Last weekend, Open’er Festival brought together indie rock heavyweights alongside breakout pop icons beneath the rain, wind and sun of north Poland’s Gdynia-Kosakowo Airfield for four days of music, film, talks, drag shows and more. The port city’s Baltic winds might have felt particularly bracing following the heatwave that’s been gripping most of Europe of late, but even the cooler weather couldn’t ruin the fun. This year, the festival’s line-up was a pop girlie’s dream, with the likes of JADE, Addison Rae, Jennie and PinkPantheress pulling out all the stops. They were joined by some serious music legends, with Nick Cave, David Byrne and The Cure providing sprawling sets replete with timeless hits. Here are five performances we can’t stop thinking about. 

David Byrne

David Byrne’s Who Is The Sky? show feels like watching a multi-limbed orange creature in constant motion. His eclectic 13-piece ensemble of dancers and musicians flowed together, becoming a physical embodiment of the way Byrne’s music unites generations. During a stripped-back rendition of Heaven, he was accompanied by a single violin, cello and synthesiser while the Earth rose slowly on screen behind. The pace began to build as more musicians joined the stage, with various instruments strapped to their bodies via harnesses so as not to impede any movement. A triumph of technicolour optimism and togetherness, it felt more like a theatre performance than your run-of-the-mill festival set. The crowd may have gathered to hear Talking Heads hits like Psycho Killer and Naive Melody (This Must Be The Place), but Byrne’s newer solo material never once slowed the momentum. Occasional pauses in the music gave him a moment to ponder various subjects out loud; the history of political resistance in Poland, whether animals have feelings and why acting with kindness is the most punk thing you can do. The screen flashed with videos of ICE and New York City police clashing with protestors during the delirious, dystopian Life During Wartime while, at the close of Heaven, Byrne looked back at the video of the Earth and said, “There she is. Our heaven. The only one we have.” Journeying through euphoric art rock, deep funk and Afrobeat-inspired grooves, Byrne’s show ultimately made a convincing argument for love, light and laughter as resistance – even just for an hour, beneath the glow of a festival tent, where, as Byrne puts it, “Love and kindness are a form of resistance.” 

JADE

The tent filled with chants of “JADE! JADE! JADE!” before she even stepped out on stage.

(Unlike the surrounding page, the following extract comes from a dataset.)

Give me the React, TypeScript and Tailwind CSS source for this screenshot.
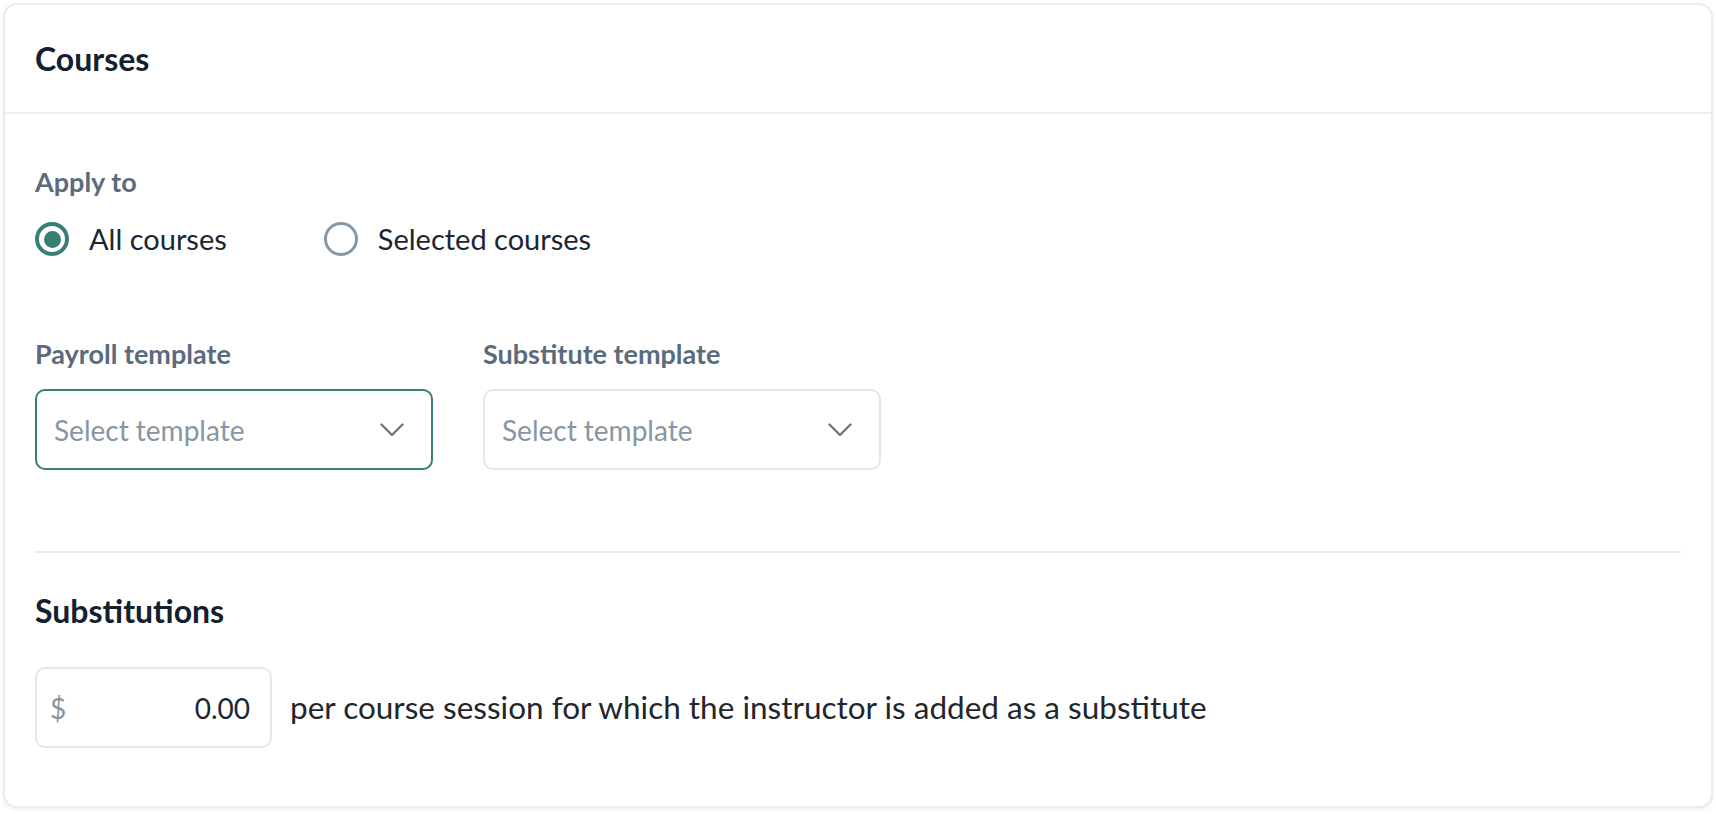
import React, { useState } from 'react';

const font = { fontFamily: 'Lato, "Noto Sans", sans-serif' };

function Chevron() {
  return (
    <svg width="24" height="14" viewBox="0 0 24 14" fill="none" className="text-[#707070]">
      <path d="M1.5 1.5 L12 12 L22.5 1.5" stroke="currentColor" strokeWidth="2.2" strokeLinecap="round" strokeLinejoin="round" />
    </svg>
  );
}

function Radio({ checked, label, onClick }: { checked: boolean; label: string; onClick: () => void }) {
  return (
    <button type="button" onClick={onClick} className="flex h-[34px] items-center gap-[20px]">
      <span
        className={
          checked
            ? 'flex h-[34px] w-[34px] items-center justify-center rounded-full border-[4px] border-[#3a7f77]'
            : 'flex h-[34px] w-[34px] items-center justify-center rounded-full border-[3.5px] border-[#8797a6]'
        }
      >
        {checked && <span className="h-[17px] w-[17px] rounded-full bg-[#3a7f77]" />}
      </span>
      <span className="text-[29px] leading-[34px] text-[#1c2632]">{label}</span>
    </button>
  );
}

function TemplateSelect({ label, focused }: { label: string; focused?: boolean }) {
  return (
    <div className="flex w-[398px] flex-col gap-[19px]">
      <span className="text-[27px] font-bold leading-[32px] text-[#5b6b7b]">{label}</span>
      <div
        className={
          focused
            ? 'flex h-[81px] items-center justify-between rounded-[10px] border-2 border-[#3a7f77] pl-[17px] pr-[27px]'
            : 'flex h-[81px] items-center justify-between rounded-[10px] border-2 border-[#e3e6ea] pl-[17px] pr-[27px]'
        }
      >
        <span className="text-[28px] text-[#8896a3]">Select template</span>
        <Chevron />
      </div>
    </div>
  );
}

export default function App() {
  const [applyTo, setApplyTo] = useState<'all' | 'selected'>('all');

  return (
    <div className="min-h-[814px] bg-white p-[3px]" style={font}>
      <div className="rounded-[14px] border-2 border-[#ebebf0] bg-white shadow-[0_2px_4px_rgba(0,0,0,0.06)]">
        <div className="flex h-[109px] items-center border-b-2 border-[#ebebf0] px-[30px]">
          <h2 className="text-[32px] font-bold text-[#14202e]">Courses</h2>
        </div>

        <div className="px-[30px] pb-[58px] pt-[52px]">
          <div className="text-[27px] font-bold leading-[32px] text-[#5b6b7b]">Apply to</div>
          <div className="mt-[24px] flex items-center gap-[97px]">
            <Radio checked={applyTo === 'all'} label="All courses" onClick={() => setApplyTo('all')} />
            <Radio checked={applyTo === 'selected'} label="Selected courses" onClick={() => setApplyTo('selected')} />
          </div>

          <div className="mt-[82px] flex gap-[50px]">
            <TemplateSelect label="Payroll template" focused />
            <TemplateSelect label="Substitute template" />
          </div>

          <div className="mt-[81px] border-t-2 border-[#ebebf0]" />

          <h3 className="mt-[39px] text-[32px] font-bold leading-[38px] text-[#14202e]">Substitutions</h3>

          <div className="mt-[37px] flex items-center gap-[18px]">
            <div className="flex h-[81px] w-[237px] items-center justify-between rounded-[10px] border-2 border-[#e3e6ea] pl-[13px] pr-[20px]">
              <span className="text-[28px] text-[#8896a3]">$</span>
              <span className="text-[28px] text-[#1c2632]">0.00</span>
            </div>
            <span className="text-[31.5px] text-[#22262b]">
              per course session for which the instructor is added as a substitute
            </span>
          </div>
        </div>
      </div>
    </div>
  );
}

The former Little Mix member seemed a little perplexed by all the love, given it was her first time performing in Poland. Just a few years ago, she was considering quitting music altogether – an experience she recounts before triumphant closer Angel Of My Dreams – but here she navigated the stage with the personality and bravado of an artist who has fully come into her own. Beneath pink and green flashing lights, she strutted in knee-high boots, flipping her hair or letting it blow dramatically in the wind produced from a small metal fan – the kind we’ve been ineffectually using to cool down our rooms in the heatwave. More rave than pop concert, the track’s propulsive beat set the tone for a breathless set that raced through her debut solo album, collaborative tracks with Confidence Man and Kesha, as well as hits from her former band Little Mix – to the delight of fans crying at the barrier holding a sign reading, ‘Best friends since 2018 thanks to Little Mix.’ There were camp theatrics during Gossip when one of her dancers handed her an old-fashioned telephone into which she said, “Hi it’s Jade, I’m at Open’er Festival…well, if you don’t want people talking about you, you shouldn’t be such a cunt!” At the start of her stirring rendition of Church, she knelt prayer-like on the stage while a stained glass LGBTQ+ flag was cast onto the screen before rushing down into the crowd and returning draped in an LGBTQ+ flag, dedicating the song to her queer fans for “making me the pop girlie I am today.” Closing with the hypnotic Angel Of My Dreams, there is no doubt left that JADE deserves to be up there with the defining pop girlies of the decade.

Supermodel*

In a small stage inside an airplane hangar, rising LA artist and producer Supermodel* walks out to Wonderwall. It’s part of his I used to live in England schtick where he references Tesco meal deals and late nights in Spoons through lethargic, self-aware rap that mirrors LCD Soundsystem’s I’m Losing My Edge. His set is one of the more stripped back of the weekend – just him alone on stage bouncing from side to side as though dancing alone in his bedroom – but it’s just as captivating as the larger productions. The show unfolded like the soundtrack to getting stoned in your parents’ garage, weaving together laidback indie pop, tongue-in-cheek rap, emo angst and funk-driven electronic beats. “I ain’t got no future,” he repeats over a Beastie Boys-style beat, but if his Open’er performance is anything to go by, the future is bright. 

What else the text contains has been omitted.